The cold warriors in the CIA and MI6 have read what Ocalan has to say and have looked at the pitiful record of the PUK and KDP and asked themselves 'who will make the most stable power in the region'. They have come to the conclusion that the PKK must be removed from the equation. The answer would be the PKK if the small faction at the head of the Turkish state were out of the equation. The alliances being forged between the US and the UK and the PUK and KDP will not stand up to any analysis in the light of day – this is why they are hidden.

The Turkish state, the NSC, also maintains a cold war mentality. At best the government (the NSC) has offered the country a society dominated by Big Brother as some defence against imaginary enemies – and although the war against the Kurds could be seen as a race war it is also a political war. The Turkish state persecutes the Kurds for political and financial reasons, and all of Turkey suffers.

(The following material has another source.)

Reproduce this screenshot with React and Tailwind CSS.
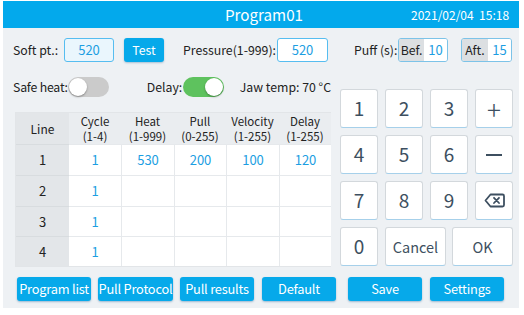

The situation in south east Turkey is similar to the worst atrocities of the American war in Vietnam – the 'counter-insurgency' tactics are the same. Troops in the field in Vietnam (Turkey has relied on a conscript army) could not distinguish between 'villagers' and 'guerrillas' so it became policy not to do so. The US tried ruthless moves such as Operation Phoenix – a major program for the murder of civilians "possibly linked to or supporting the enemy" in Vietnam between 1967-1971. It was headed by William Colby, it resulted in the deaths of between 25 to 40, 000 people and Colby subsequently was promoted to head of the CIA.

The military tactic established for dealing with 'counter-insurgency' by the British and American military can be summed up by the phrase "if you cannot catch the fish in the water you take away the water." Meaning you destroy the population. This extends into destroying those who aid the enemy journalists, academics, politicians and so forth, this has the added bonus that the group you oppose can never build a successful social infrastructure.

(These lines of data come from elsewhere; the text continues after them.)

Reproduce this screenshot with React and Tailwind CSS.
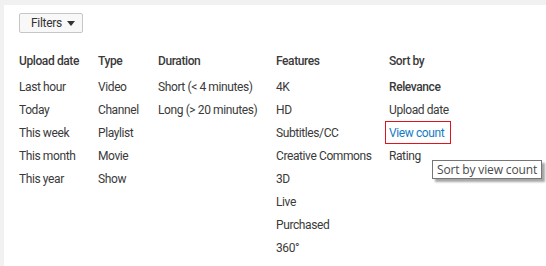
import React from "react";

const cols = [
  { title: "Upload date", w: "w-[79px]", items: ["Last hour", "Today", "This week", "This month", "This year"] },
  { title: "Type", w: "w-[60px]", items: ["Video", "Channel", "Playlist", "Movie", "Show"] },
  { title: "Duration", w: "w-[118px]", items: ["Short (< 4 minutes)", "Long (> 20 minutes)"] },
  { title: "Features", w: "w-[113px]", items: ["4K", "HD", "Subtitles/CC", "Creative Commons", "3D", "Live", "Purchased", "360°"] },
];

export default function App() {
  return (
    <div className="w-[546px] h-[266px] bg-[#f1f1f1] pl-[4px] pt-[5px] overflow-hidden" style={{ fontFamily: "Roboto, Arial, sans-serif" }}>
      <div className="bg-white h-full w-full relative">
        <div className="pl-[15px] pt-[8px]">
          <button className="flex items-center h-[20px] w-[64px] pl-[11px] border border-[#c6c6c6] rounded-[2px] bg-[#f8f8f8] text-[#333] text-[12px] tracking-[-0.3px]">
            <span>Filters</span>
            <svg width="8" height="5" viewBox="0 0 8 5" className="ml-[5px] mt-[1px]"><path d="M0 0h8L4 5z" fill="#333" /></svg>
          </button>
        </div>
        <div className="flex pl-[15px] mt-[17px] text-[12px] tracking-[-0.4px] text-[#3a3a3a]">
          {cols.map((c) => (
            <div key={c.title} className={c.w + " shrink-0"}>
              <div className="h-[23px] leading-[23px] mb-[3px] font-medium whitespace-nowrap">{c.title}</div>
              {c.items.map((it) => (
                <div key={it} className="h-[23px] leading-[23px] whitespace-nowrap">{it}</div>
              ))}
            </div>
          ))}
          <div className="shrink-0">
            <div className="h-[23px] leading-[23px] mb-[3px] font-medium">Sort by</div>
            <div className="h-[23px] leading-[23px] font-medium">Relevance</div>
            <div className="h-[23px] leading-[23px]">Upload date</div>
            <div className="h-[23px] leading-[23px] relative text-[#167ac6]">
              View count
              <div className="absolute -left-[4px] -top-[1px] w-[66px] h-[23px] border border-[#e0141e]"></div>
            </div>
            <div className="h-[23px] leading-[23px]">Rating</div>
          </div>
        </div>
        <div
          className="absolute left-[428px] top-[155px] w-[110px] h-[19px] bg-white border border-[#767676] text-[#4a4a4a] text-[12px] tracking-[-0.15px] leading-[17px] pl-[4px] shadow-[3px_3px_2px_rgba(0,0,0,0.35)] whitespace-nowrap"
          style={{ fontFamily: "'Open Sans', sans-serif" }}
        >
          Sort by view count
        </div>
      </div>
    </div>
  );
}
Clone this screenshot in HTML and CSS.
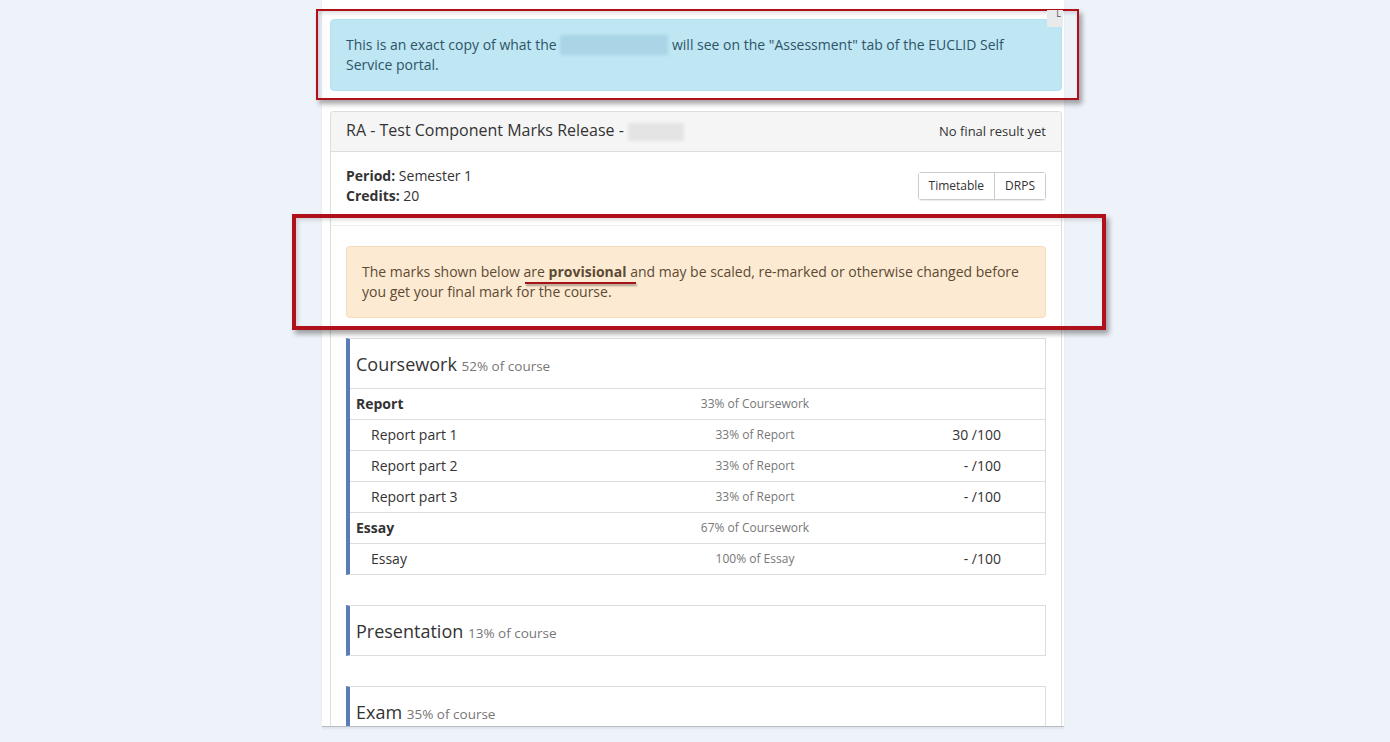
FILE: index.html
```html
<!DOCTYPE html>
<html>
<head>
<meta charset="utf-8">
<link rel="stylesheet" href="styles.css">
</head>
<body>
<div class="page">
  <div class="alert alert-info">This is an exact copy of what the <span class="blur blur-info"></span> will see on the "Assessment" tab of the EUCLID Self Service portal.</div>

  <div class="panel">
    <div class="panel-heading">
      <h3 class="panel-title">RA - Test Component Marks Release - <span class="blur blur-title"></span></h3>
      <span class="result">No final result yet</span>
    </div>
    <div class="panel-body summary">
      <div class="facts">
        <div><b>Period:</b> Semester 1</div>
        <div><b>Credits:</b> 20</div>
      </div>
      <div class="btn-group">
        <span class="btn">Timetable</span><span class="btn">DRPS</span>
      </div>
    </div>
    <div class="panel-body marks">
      <div class="alert alert-warning">The marks shown below are <b class="prov">provisional</b> and may be scaled, re-marked or otherwise changed before you get your final mark for the course.</div>

      <div class="comp">
        <div class="comp-head">Coursework <small>52% of course</small></div>
        <div class="row group"><span class="name">Report</span><span class="weight">33% of Coursework</span><span class="mark"></span></div>
        <div class="row item"><span class="name">Report part 1</span><span class="weight">33% of Report</span><span class="mark">30 /100</span></div>
        <div class="row item"><span class="name">Report part 2</span><span class="weight">33% of Report</span><span class="mark">- /100</span></div>
        <div class="row item"><span class="name">Report part 3</span><span class="weight">33% of Report</span><span class="mark">- /100</span></div>
        <div class="row group"><span class="name">Essay</span><span class="weight">67% of Coursework</span><span class="mark"></span></div>
        <div class="row item"><span class="name">Essay</span><span class="weight">100% of Essay</span><span class="mark">- /100</span></div>
      </div>

      <div class="comp">
        <div class="comp-head">Presentation <small>13% of course</small></div>
      </div>

      <div class="comp">
        <div class="comp-head">Exam <small>35% of course</small></div>
      </div>
    </div>
  </div>
</div>

<div class="annot annot-top"></div>
<div class="corner-tab">L</div>
<div class="annot annot-warn"></div>
</body>
</html>
```

FILE: styles.css
```css
html, body {
  margin: 0;
  padding: 0;
}
body {
  background: #eef2f9;
  font-family: "Open Sans", "Liberation Sans", sans-serif;
  font-size: 14px;
  line-height: 20px;
  color: #333;
  height: 742px;
  overflow: hidden;
  position: relative;
}
.page {
  width: 732px;
  margin-left: 322px;
  padding-left: 8px;
  padding-right: 2px;
  height: 726px;
  overflow: hidden;
  background: #fff;
  border-bottom: 1px solid #b9bcc2;
  box-shadow: 0 2px 2px rgba(0,0,0,0.06);
}
.alert {
  padding: 15px;
  border: 1px solid transparent;
  border-radius: 4px;
}
.alert-info {
  margin-top: 19px;
  margin-bottom: 20px;
  background: #bee6f3;
  border-color: #b5e1f0;
  color: #2f5467;
}
.alert-warning {
  margin-bottom: 20px;
  background: #fdead2;
  border-color: #f5dcb8;
  color: #5c4a35;
}
.blur {
  display: inline-block;
  vertical-align: middle;
  border-radius: 3px;
  filter: blur(1.5px);
}
.blur-info {
  width: 108px;
  height: 20px;
  background: #a9d5e6;
  margin-top: -3px;
}
.blur-title {
  width: 56px;
  height: 18px;
  background: #e4e4e4;
}
.prov {
  position: relative;
  font-weight: 700;
}
.prov::after {
  content: "";
  position: absolute;
  left: -24px;
  right: -9px;
  bottom: -3px;
  height: 2px;
  background: #a3141a;
  box-shadow: 1px 2px 2px rgba(0,0,0,0.35);
}
.panel {
  border: 1px solid #ddd;
  border-radius: 4px;
  border-bottom: none;
  border-bottom-left-radius: 0;
  border-bottom-right-radius: 0;
}
.panel-heading {
  display: flex;
  justify-content: space-between;
  align-items: center;
  padding: 9px 15px 10px;
  background: #f5f5f5;
  border-bottom: 1px solid #ddd;
  border-top-left-radius: 3px;
  border-top-right-radius: 3px;
}
.panel-title {
  margin: 0;
  font-size: 16px;
  font-weight: 400;
  line-height: 18px;
  color: #333;
}
.result {
  font-size: 13px;
  line-height: 18px;
  color: #333;
}
.panel-body {
  padding: 15px;
}
.summary {
  display: flex;
  justify-content: space-between;
  align-items: center;
  border-bottom: 1px solid #eee;
  padding-top: 14px;
  padding-bottom: 19px;
}
.facts b {
  font-weight: 700;
}
.btn-group {
  display: flex;
  border: 1px solid #ccc;
  border-radius: 3px;
  box-shadow: 0 1px 1px rgba(0,0,0,0.08);
}
.btn {
  font-size: 12px;
  line-height: 18px;
  padding: 4px 10px;
  color: #333;
  background: #fff;
}
.btn + .btn {
  border-left: 1px solid #ccc;
}
.marks {
  padding-top: 20px;
}
.comp {
  border: 1px solid #ddd;
  border-left: 4px solid #5a7cb9;
  margin-bottom: 30px;
}
.comp-head {
  font-size: 18px;
  line-height: 25px;
  height: 25px;
  padding: 13px 6px 11px;
  color: #333;
}
.comp-head small {
  font-size: 13.5px;
  line-height: 1;
  color: #777;
}
.row {
  display: grid;
  grid-template-columns: 1fr 168px 162px;
  padding-right: 44px;
  border-top: 1px solid #ddd;
  height: 30px;
  align-items: center;
}
.row .name {
  padding-left: 6px;
}
.row.item .name {
  padding-left: 21px;
}
.row.group .name {
  font-weight: 700;
}
.weight {
  text-align: center;
  font-size: 12px;
  color: #777;
}
.mark {
  text-align: right;
  font-size: 14px;
}
.annot {
  position: absolute;
  box-sizing: border-box;
  border-style: solid;
  border-color: #b0101a;
  box-shadow: 3px 4px 5px rgba(0,0,0,0.35), inset 2px 2px 4px rgba(0,0,0,0.15);
}
.annot-top {
  left: 316px;
  top: 9px;
  width: 763px;
  height: 91px;
  border-width: 2px;
}
.annot-warn {
  left: 292px;
  top: 214px;
  width: 814px;
  height: 116px;
  border-width: 4px;
}
.corner-tab {
  position: absolute;
  left: 1047px;
  top: 10px;
  width: 16px;
  height: 17px;
  background: #e9eaec;
  font-size: 9px;
  line-height: 8px;
  color: #555;
  text-align: right;
  box-sizing: border-box;
  padding-right: 2px;
}
```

"In country after country over the past half-century, the United States has organised governments run by scoundrels who would do the necessary dirty work. The list is impressive: the old Chiang-Kai-Shek clique, the rapacious and former collaborationist military leaders of Thailand, Argentine and Chilean Generals, the Shah of Iran, the Indonesian generals, Ferdinand Marcos in the Philippines, Stroessner in Paraguay, the Guatemalan generals, Mobutu in Zaire. Our favourite collaborationists tend to be crooks as well as murderers, and because of the corruption endemic in these US – sponsored governments that have been called "shakedown states." (Edward Herman, Beyond Hypocrisy)

We can add another one to that list: Turkey.

3 comments:

Abdullah Cevdet said...

Check out Bianet about Mehmet Agar. Adalet icin.

And Azeri propaganda: http://www.rferl.org/featuresarticle/2008/02/a6ac2608-4911-48f3-b5aa-2a83cd85162e.html

VINEYARDSAKER: said...

thanks for posting this article on a topic I never had the time to research. I will read it all with great interest!
Kind regards,
VS

Mizgîn said...

Abdullah, yes, that news about Agar has been going around but let's see what happens. It's the same thing with Ergenekon. The Deep State may just be trying to do away with the residuals without doing any serious damage to itself. As for AKP's alleged "clean up" of the Deep State, well, they haven't gotten rid of the Genelkurmay, have they?

As for Azeri propaganda, Azerbaycan is now claiming that Israeli intelligence confirms the information.

There is a huge propaganda war going on right now with all kinds of crazy things being claimed by the US, Turkey, and their little allies.

VS, there's more from Aram Publishing House at ZNet.